— start of DATA LINES —

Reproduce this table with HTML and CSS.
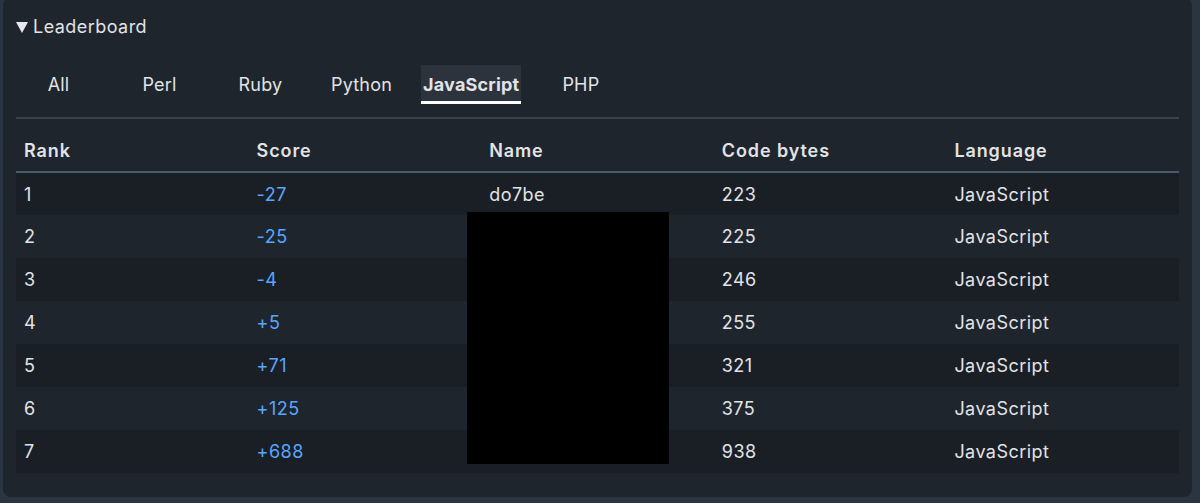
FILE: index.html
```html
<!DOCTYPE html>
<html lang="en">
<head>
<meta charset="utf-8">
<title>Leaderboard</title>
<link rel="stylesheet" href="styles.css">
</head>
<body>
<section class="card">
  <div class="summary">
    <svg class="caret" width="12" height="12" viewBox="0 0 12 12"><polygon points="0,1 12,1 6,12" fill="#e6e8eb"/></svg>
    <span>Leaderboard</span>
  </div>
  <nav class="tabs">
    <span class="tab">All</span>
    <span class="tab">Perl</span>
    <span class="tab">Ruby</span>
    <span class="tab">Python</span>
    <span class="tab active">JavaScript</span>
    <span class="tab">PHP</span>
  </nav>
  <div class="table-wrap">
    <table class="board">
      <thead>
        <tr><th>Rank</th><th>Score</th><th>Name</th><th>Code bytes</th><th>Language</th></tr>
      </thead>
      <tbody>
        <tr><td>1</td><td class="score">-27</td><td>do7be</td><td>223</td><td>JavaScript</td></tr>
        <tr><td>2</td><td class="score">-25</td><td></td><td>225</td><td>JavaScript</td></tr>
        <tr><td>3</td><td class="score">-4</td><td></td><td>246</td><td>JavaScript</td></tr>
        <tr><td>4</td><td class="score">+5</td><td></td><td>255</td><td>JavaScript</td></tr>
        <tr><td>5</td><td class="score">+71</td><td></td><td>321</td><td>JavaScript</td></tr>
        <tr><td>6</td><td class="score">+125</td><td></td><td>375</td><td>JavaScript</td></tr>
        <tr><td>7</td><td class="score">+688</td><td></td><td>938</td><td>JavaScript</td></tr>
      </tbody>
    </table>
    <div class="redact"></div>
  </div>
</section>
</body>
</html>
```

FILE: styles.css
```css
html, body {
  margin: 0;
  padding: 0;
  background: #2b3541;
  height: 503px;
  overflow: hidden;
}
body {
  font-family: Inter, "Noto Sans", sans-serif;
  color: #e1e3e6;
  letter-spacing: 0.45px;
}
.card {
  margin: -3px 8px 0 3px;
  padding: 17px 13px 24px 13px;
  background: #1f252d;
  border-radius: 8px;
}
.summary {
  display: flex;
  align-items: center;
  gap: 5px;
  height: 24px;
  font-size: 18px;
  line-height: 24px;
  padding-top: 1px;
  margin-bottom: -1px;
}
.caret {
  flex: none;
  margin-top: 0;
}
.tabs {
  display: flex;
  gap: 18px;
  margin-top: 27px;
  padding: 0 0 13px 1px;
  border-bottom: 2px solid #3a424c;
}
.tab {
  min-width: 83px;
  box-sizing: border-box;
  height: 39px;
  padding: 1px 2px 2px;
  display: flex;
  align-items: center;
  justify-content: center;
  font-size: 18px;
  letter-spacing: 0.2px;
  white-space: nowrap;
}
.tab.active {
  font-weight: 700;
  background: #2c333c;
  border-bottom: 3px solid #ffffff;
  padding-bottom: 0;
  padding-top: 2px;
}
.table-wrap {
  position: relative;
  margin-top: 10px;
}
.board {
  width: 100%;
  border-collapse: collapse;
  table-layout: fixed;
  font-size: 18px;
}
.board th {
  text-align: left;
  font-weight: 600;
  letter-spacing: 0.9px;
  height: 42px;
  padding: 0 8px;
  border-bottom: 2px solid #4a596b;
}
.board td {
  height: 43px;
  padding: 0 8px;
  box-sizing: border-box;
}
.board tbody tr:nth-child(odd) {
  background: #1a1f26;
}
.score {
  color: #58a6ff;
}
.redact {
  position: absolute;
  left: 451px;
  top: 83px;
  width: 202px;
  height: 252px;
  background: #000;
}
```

— end of DATA LINES —

- SET TASK:
Set the pictures aside and transcribe the data above exactly.

- ANSWER TO THIS PROBLEM:
Reproduce this table with HTML and CSS.
FILE: index.html
```html
<!DOCTYPE html>
<html lang="en">
<head>
<meta charset="utf-8">
<title>Leaderboard</title>
<link rel="stylesheet" href="styles.css">
</head>
<body>
<section class="card">
  <div class="summary">
    <svg class="caret" width="12" height="12" viewBox="0 0 12 12"><polygon points="0,1 12,1 6,12" fill="#e6e8eb"/></svg>
    <span>Leaderboard</span>
  </div>
  <nav class="tabs">
    <span class="tab">All</span>
    <span class="tab">Perl</span>
    <span class="tab">Ruby</span>
    <span class="tab">Python</span>
    <span class="tab active">JavaScript</span>
    <span class="tab">PHP</span>
  </nav>
  <div class="table-wrap">
    <table class="board">
      <thead>
        <tr><th>Rank</th><th>Score</th><th>Name</th><th>Code bytes</th><th>Language</th></tr>
      </thead>
      <tbody>
        <tr><td>1</td><td class="score">-27</td><td>do7be</td><td>223</td><td>JavaScript</td></tr>
        <tr><td>2</td><td class="score">-25</td><td></td><td>225</td><td>JavaScript</td></tr>
        <tr><td>3</td><td class="score">-4</td><td></td><td>246</td><td>JavaScript</td></tr>
        <tr><td>4</td><td class="score">+5</td><td></td><td>255</td><td>JavaScript</td></tr>
        <tr><td>5</td><td class="score">+71</td><td></td><td>321</td><td>JavaScript</td></tr>
        <tr><td>6</td><td class="score">+125</td><td></td><td>375</td><td>JavaScript</td></tr>
        <tr><td>7</td><td class="score">+688</td><td></td><td>938</td><td>JavaScript</td></tr>
      </tbody>
    </table>
    <div class="redact"></div>
  </div>
</section>
</body>
</html>
```

FILE: styles.css
```css
html, body {
  margin: 0;
  padding: 0;
  background: #2b3541;
  height: 503px;
  overflow: hidden;
}
body {
  font-family: Inter, "Noto Sans", sans-serif;
  color: #e1e3e6;
  letter-spacing: 0.45px;
}
.card {
  margin: -3px 8px 0 3px;
  padding: 17px 13px 24px 13px;
  background: #1f252d;
  border-radius: 8px;
}
.summary {
  display: flex;
  align-items: center;
  gap: 5px;
  height: 24px;
  font-size: 18px;
  line-height: 24px;
  padding-top: 1px;
  margin-bottom: -1px;
}
.caret {
  flex: none;
  margin-top: 0;
}
.tabs {
  display: flex;
  gap: 18px;
  margin-top: 27px;
  padding: 0 0 13px 1px;
  border-bottom: 2px solid #3a424c;
}
.tab {
  min-width: 83px;
  box-sizing: border-box;
  height: 39px;
  padding: 1px 2px 2px;
  display: flex;
  align-items: center;
  justify-content: center;
  font-size: 18px;
  letter-spacing: 0.2px;
  white-space: nowrap;
}
.tab.active {
  font-weight: 700;
  background: #2c333c;
  border-bottom: 3px solid #ffffff;
  padding-bottom: 0;
  padding-top: 2px;
}
.table-wrap {
  position: relative;
  margin-top: 10px;
}
.board {
  width: 100%;
  border-collapse: collapse;
  table-layout: fixed;
  font-size: 18px;
}
.board th {
  text-align: left;
  font-weight: 600;
  letter-spacing: 0.9px;
  height: 42px;
  padding: 0 8px;
  border-bottom: 2px solid #4a596b;
}
.board td {
  height: 43px;
  padding: 0 8px;
  box-sizing: border-box;
}
.board tbody tr:nth-child(odd) {
  background: #1a1f26;
}
.score {
  color: #58a6ff;
}
.redact {
  position: absolute;
  left: 451px;
  top: 83px;
  width: 202px;
  height: 252px;
  background: #000;
}
```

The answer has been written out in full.